Moira went to the Arklow and District branch of the State-run Money and Budgetary Service (MABS) and, over time, it helped her secure a credit union loan, which she is still paying off, to clear the debt. Moira's troubles are not unusual and these days most of us know people who have fallen out with their all-too-flexible friends.
Four years ago, there were one and a half million credit cards in circulation; by June this year that figure had increased by more than one million and the debt on them had reached a budget-busting €1.5 billion.
Meanwhile, the rate of growth in the mortgage sector has led to the Irish Financial Services Regulatory Authority (IFSRA), established last May, to study lending practices here.
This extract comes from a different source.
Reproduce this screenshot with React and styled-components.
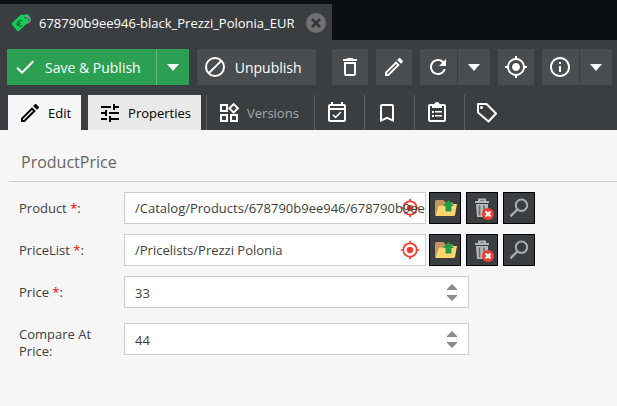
import React from "react";
import styled, { createGlobalStyle } from "styled-components";
import {
  MdCheck,
  MdDeleteOutline,
  MdOutlineEdit,
  MdRefresh,
  MdMyLocation,
  MdInfoOutline,
  MdTune,
  MdOutlineWidgets,
  MdOutlineEventAvailable,
  MdBookmarkBorder,
} from "react-icons/md";

const App = () => {
  const [price, setPrice] = React.useState(33);
  const [compare, setCompare] = React.useState(44);

  return (
    <Page>
      <Global />
      <TabStrip>
        <ObjectTab>
          <PriceTagIcon />
          <TabTitle>678790b9ee946-black_Prezzi_Polonia_EUR</TabTitle>
          <CloseButton aria-label="Close tab">
            <svg width="10" height="10" viewBox="0 0 10 10">
              <path d="M1 1 9 9M9 1 1 9" stroke="#33373a" strokeWidth="2.6" />
            </svg>
          </CloseButton>
        </ObjectTab>
      </TabStrip>

      <Toolbar>
        <Split>
          <SaveButton>
            <MdCheck size={24} />
            Save &amp; Publish
          </SaveButton>
          <ArrowButton $green aria-label="More save options">
            <Caret />
          </ArrowButton>
        </Split>
        <UnpublishButton>
          <UnpublishIcon />
          Unpublish
        </UnpublishButton>
        <Tools>
          <IconButton aria-label="Delete">
            <MdDeleteOutline size={24} />
          </IconButton>
          <IconButton aria-label="Rename">
            <MdOutlineEdit size={24} />
          </IconButton>
          <Split>
            <IconButton aria-label="Reload">
              <MdRefresh size={24} />
            </IconButton>
            <ArrowButton aria-label="Reload options">
              <Caret />
            </ArrowButton>
          </Split>
          <IconButton aria-label="Show in tree">
            <MdMyLocation size={24} />
          </IconButton>
          <Split>
            <IconButton aria-label="Info">
              <MdInfoOutline size={24} />
            </IconButton>
            <ArrowButton aria-label="Info options">
              <Caret />
            </ArrowButton>
          </Split>
        </Tools>
      </Toolbar>

      <Tabs>
        <LightTab>
          <MdOutlineEdit size={24} />
          Edit
        </LightTab>
        <LightTab $hover>
          <MdTune size={24} />
          Properties
        </LightTab>
        <DarkTab>
          <MdOutlineWidgets size={24} />
          Versions
        </DarkTab>
        <DarkTab aria-label="Schedule">
          <MdOutlineEventAvailable size={24} />
        </DarkTab>
        <DarkTab aria-label="Dependencies">
          <MdBookmarkBorder size={24} />
        </DarkTab>
        <DarkTab aria-label="Notes">
          <NotesIcon />
        </DarkTab>
        <DarkTab aria-label="Tags">
          <TagIcon />
        </DarkTab>
      </Tabs>

      <Content>
        <Heading>ProductPrice</Heading>
        <Fields>
          <RelationField
            id="product"
            label="Product"
            value="/Catalog/Products/678790b9ee946/678790b9ee946"
          />
          <RelationField id="pricelist" label="PriceList" value="/Pricelists/Prezzi Polonia" />
          <NumberField id="price" label="Price" required value={price} onChange={setPrice} />
          <NumberField
            id="compare"
            label="Compare At Price"
            tall
            value={compare}
            onChange={setCompare}
          />
        </Fields>
      </Content>
    </Page>
  );
};
export default App;

const RelationField = ({ id, label, value }) => (
  <Row>
    <Label htmlFor={id}>
      {label} <Star>*</Star>:
    </Label>
    <RelationBox>
      <Target>
        <MdMyLocation size={20} />
      </Target>
      <RelationInput id={id} defaultValue={value} />
    </RelationBox>
    <Actions>
      <ActionButton aria-label={`Open ${label}`}>
        <FolderIcon />
      </ActionButton>
      <ActionButton aria-label={`Empty ${label}`}>
        <TrashIcon />
      </ActionButton>
      <ActionButton aria-label={`Search ${label}`}>
        <SearchIcon />
      </ActionButton>
    </Actions>
  </Row>
);

const NumberField = ({ id, label, required, tall, value, onChange }) => (
  <Row $tall={tall}>
    {required ? (
      <Label htmlFor={id}>
        {label} <Star>*</Star>:
      </Label>
    ) : (
      <Label htmlFor={id}>{`${label}:`}</Label>
    )}
    <NumberBox>
      <NumberInput
        id={id}
        inputMode="decimal"
        value={value}
        onChange={(e) => onChange(Number(e.target.value) || 0)}
      />
      <Spinner>
        <SpinButton aria-label={`Increase ${label}`} onClick={() => onChange(value + 1)}>
          <svg width="10" height="6" viewBox="0 0 10 6">
            <path d="M0 6V5L5 0 10 5V6Z" fill="#8c8c8c" />
          </svg>
        </SpinButton>
        <SpinButton aria-label={`Decrease ${label}`} onClick={() => onChange(value - 1)}>
          <svg width="10" height="6" viewBox="0 0 10 6">
            <path d="M0 0V1L5 6 10 1V0Z" fill="#8c8c8c" />
          </svg>
        </SpinButton>
      </Spinner>
    </NumberBox>
  </Row>
);

const Caret = () => (
  <svg width="12" height="7" viewBox="0 0 12 7">
    <path d="M0 0H12L6 7Z" fill="#fff" />
  </svg>
);

const UnpublishIcon = () => (
  <svg width="24" height="24" viewBox="0 0 24 24" fill="none" stroke="#fff" strokeWidth="2">
    <circle cx="12" cy="12" r="9" />
    <path d="M5.6 18.4 18.4 5.6" />
  </svg>
);

const NotesIcon = () => (
  <svg width="24" height="24" viewBox="0 0 24 24">
    <path
      d="M19 3h-4.2a3 3 0 0 0-5.6 0H5a2 2 0 0 0-2 2v14c0 1.1.9 2 2 2h14a2 2 0 0 0 2-2V5a2 2 0 0 0-2-2ZM19 19H5V5h2v2h10V5h2Z"
      fill="#fff"
    />
    <path
      d="M7 10h2v2H7zM7 14h2v2H7zM10 10h7v1.5h-7zM10 14h7v1.5h-7z"
      fill="#fff"
    />
  </svg>
);

const TagIcon = () => (
  <svg width="24" height="24" viewBox="0 0 24 24">
    <path
      d="M3 3h8.5l9.5 9.5-7.500 8L3 11.500Z"
      fill="none"
      stroke="#fff"
      strokeWidth="2"
      strokeLinejoin="round"
    />
    <circle cx="6.500" cy="6.500" r="1.500" fill="#fff" />
  </svg>
);

const PriceTagIcon = () => (
  <svg width="20" height="20" viewBox="0 0 20 20">
    <path d="M9.5 2 17.5 1.200 17.800 8.800 7 18.800.3 10.800Z" fill="#10cf55" />
    <circle cx="14.700" cy="4.500" r="1.300" fill="#3a3e41" />
    <path
      d="M14 4.500c2-2 5.300-1 5.300 2s-3 4.300-5 2.700"
      fill="none"
      stroke="#8f9496"
      strokeWidth="1.300"
    />
    <path
      d="M11 12.500c-2 1.600-4.800.2-4.900-2.100M11.500 8.200c-1.600-1.700-4.500-.7-4.800 1.300M5.300 11.300l4-2.800M6 12.700l3.600-2.600"
      fill="none"
      stroke="#176b36"
      strokeWidth="1.100"
    />
  </svg>
);

const FolderIcon = () => (
  <svg width="24" height="24" viewBox="0 0 24 24">
    <path d="M2 19V5.500Q2 4 3.500 4h7l2 2.500H20V19Z" fill="#c09560" />
    <path d="M2.500 20 5.500 10.500q.3-1 1.300-1h4.700l2-1.500H24l-2 11q-.2 1-1.500 1H3Z" fill="#fcd56c" />
    <path d="M15.500 4 21 10H18.500v5.500h-6V10H10Z" fill="#219c49" />
  </svg>
);

const TrashIcon = () => (
  <svg width="24" height="24" viewBox="0 0 24 24">
    <path d="M9 5V3.500h6V5M5 6h14" fill="none" stroke="#b5b7b8" strokeWidth="2" />
    <path d="M6 8h12v13H7Z" fill="#b5b7b8" />
    <path d="M9.500 9.500v10M14 9.500v10" stroke="#696d70" strokeWidth="1.600" />
    <circle cx="18" cy="18" r="6" fill="#f43b2d" />
    <path d="m15.500 15.500 5 5m0-5-5 5" stroke="#fff" strokeWidth="2.200" />
  </svg>
);

const SearchIcon = () => (
  <svg width="24" height="24" viewBox="0 0 24 24" fill="none" stroke="#a9abac">
    <circle cx="14.500" cy="9.300" r="5.700" strokeWidth="2" />
    <path d="M10.300 13.500 3.500 20.300" strokeWidth="2.400" />
  </svg>
);

const Global = createGlobalStyle`
  * {
    box-sizing: border-box;
  }
  body {
    margin: 0;
    background: #f6f6f6;
  }
  body, button, input {
    font-family: "Open Sans", sans-serif;
    font-size: 13px;
  }
  button {
    border: 0;
    padding: 0;
    cursor: pointer;
  }
  svg {
    display: block;
    flex: none;
  }
`;
const Page = styled.div`
  min-height: 100vh;
  color: #404040;
`;
const TabStrip = styled.div`
  display: flex;
  padding-top: 4px;
  background: #0c0f12;
`;
const ObjectTab = styled.div`
  display: flex;
  align-items: center;
  gap: 8px;
  height: 36px;
  padding: 2px 6px 0 11px;
  background: #3a3e41;
`;
const TabTitle = styled.span`
  color: #fff;
  white-space: nowrap;
`;
const CloseButton = styled.button`
  display: flex;
  align-items: center;
  justify-content: center;
  width: 20px;
  height: 20px;
  margin-left: 3px;
  border-radius: 50%;
  background: #707070;
`;
const Toolbar = styled.div`
  display: flex;
  gap: 8px;
  padding: 9px 5px 10px 7px;
  background: #3a3e41;
`;
const Tools = styled.div`
  display: flex;
  gap: 8px;
  margin-left: 8px;
`;
const Split = styled.div`
  display: flex;
  gap: 1px;
`;
const IconButton = styled.button`
  display: flex;
  align-items: center;
  justify-content: center;
  width: 36px;
  height: 36px;
  background: #494d50;
  color: #fff;
  ${Split} > & {
    width: 37px;
  }
`;
const ArrowButton = styled(IconButton)`
  ${Split} > & {
    width: 32px;
  }
  background: ${(props) => (props.$green ? "#2ba052" : "#494d50")};
`;
const TextButton = styled(IconButton)`
  justify-content: flex-start;
  gap: 8px;
  padding: 0 14px 0 6px;
  font-size: 14px;
  white-space: nowrap;
`;
const SaveButton = styled(TextButton)`
  ${Split} > & {
    width: auto;
  }
  background: #2ba052;
  padding: 0 15px 0 6px;
  box-shadow: 1px 0 #66bb80;
`;
const UnpublishButton = styled(TextButton)`
  width: auto;
`;
const Tabs = styled.div`
  display: flex;
  padding-left: 8px;
  background: #3a3e41;
`;
const LightTab = styled.button`
  display: flex;
  align-items: center;
  gap: 6px;
  height: 35px;
  padding: 0 10px;
  background: ${(props) => (props.$hover ? "#e9e9e9" : "#f6f6f6")};
  color: #000;
  & + & {
    margin: 0 5px 0 7px;
  }
`;
const DarkTab = styled.button`
  display: flex;
  align-items: center;
  gap: 6px;
  height: 35px;
  padding: 0 15px 0 10px;
  border-left: 1px solid #5d6163;
  background: none;
  color: #a8aaab;
  svg {
    color: #fff;
  }
`;
const Content = styled.main`
  padding: 20px 0 16px 9px;
`;
const Heading = styled.h1`
  margin: 0;
  padding: 0 12px 7px;
  border-bottom: 1px solid #cfcfcf;
  color: #666;
  font-size: 16px;
  font-weight: 400;
  line-height: 24px;
`;
const Fields = styled.div`
  display: flex;
  flex-direction: column;
  gap: 10px;
  padding: 10px 10px 0;
`;
const Row = styled.div`
  display: flex;
  padding-top: ${(props) => (props.$tall ? "5px" : "0")};
`;
const Label = styled.label`
  flex: none;
  width: 105px;
  padding: 8px 20px 0 0;
  line-height: 17px;
  ${Row}:last-child > & {
    padding-top: 3px;
  }
`;
const Star = styled.span`
  color: red;
`;
const RelationBox = styled.div`
  position: relative;
  width: 302px;
  height: 32px;
  border: 1px solid #cfcfcf;
  background: #fff;
`;
const Target = styled.span`
  position: absolute;
  top: 5px;
  right: 5px;
  color: #f43b2d;
`;
const RelationInput = styled.input`
  position: relative;
  width: 100%;
  height: 30px;
  padding: 0 0 0 10px;
  border: 0;
  background: transparent;
  color: #404040;
`;
const Actions = styled.div`
  display: flex;
  gap: 5px;
  margin-left: 3px;
`;
const ActionButton = styled.button`
  display: flex;
  align-items: center;
  justify-content: center;
  width: 32px;
  height: 32px;
  border: 1px solid #000;
  background: #3a3e41;
`;
const NumberBox = styled.div`
  display: flex;
  width: 345px;
  height: 32px;
  border: 1px solid #cfcfcf;
  background: #fff;
`;
const NumberInput = styled.input`
  flex: 1;
  min-width: 0;
  padding: 2px 0 0 10px;
  border: 0;
  background: transparent;
  color: #404040;
`;
const Spinner = styled.div`
  display: flex;
  flex-direction: column;
  justify-content: center;
  width: 32px;
`;
const SpinButton = styled.button`
  display: flex;
  align-items: center;
  justify-content: center;
  height: 11px;
  background: none;
`;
As part of its remit, the body has been digging around in the files of financial institutions. Yesterday it called on institutions to tighten up assessment of borrowers.
Mary O'Dea, consumer director of IFSRA, stresses that consumers, in turn, must be clear about the way in which banks make their vital mortgage-approval decisions.
"We would be very keen to impress upon the consumer the importance of being aware of the assumptions being made by lending institutions about their financial situation based on the information they give," she says. "We would urge consumers to ensure they are providing an accurate picture of their finances and also that they look ahead to see how changing circumstances in the future - childcare costs, for example - might affect their ability to meet payments. It is a long-term debt and needs to be looked at in that way."
Helen Brady, of Arklow MABS, which is currently helping John find a solution to his mortgage repayment problems, says more people than ever are being given mortgages that are "way beyond their means". Typical clients would be a couple who have sold their house in Dublin to buy in south Co Wicklow without being fully aware that their plans to commute to work in Dublin are not financially feasible.
"What has happened in some cases is that the spouse working in Dublin decides they can't hack the commuting after all, it's making them less productive in work or their overtime is cut, so they seek employment closer to home," says Brady. "It becomes increasingly difficult to meet the payments on the extra car loan, say, or the insurance and general running costs. Reality sets in; they remortgage, consolidating their other loans in the mortgage, and are then faced with spiralling monthly payments. It's a vicious circle and it's becoming increasingly common in this area."
According to Brady, banks and brokers need to liaise more closely with social welfare agencies and tax officials to establish the truth about a person's financial standing.
"People are being given mortgages they can't afford to pay and then hitting a brick wall six months later," she says.
As we put out the Hallowe'en bonfires, the even scarier prospect looms of a national credit splurge in the run up to Christmas, but Felix O'Regan of the Irish Bankers Federation says the dramatic increase in the number of credit card holders doesn't mean an increase in personal debt.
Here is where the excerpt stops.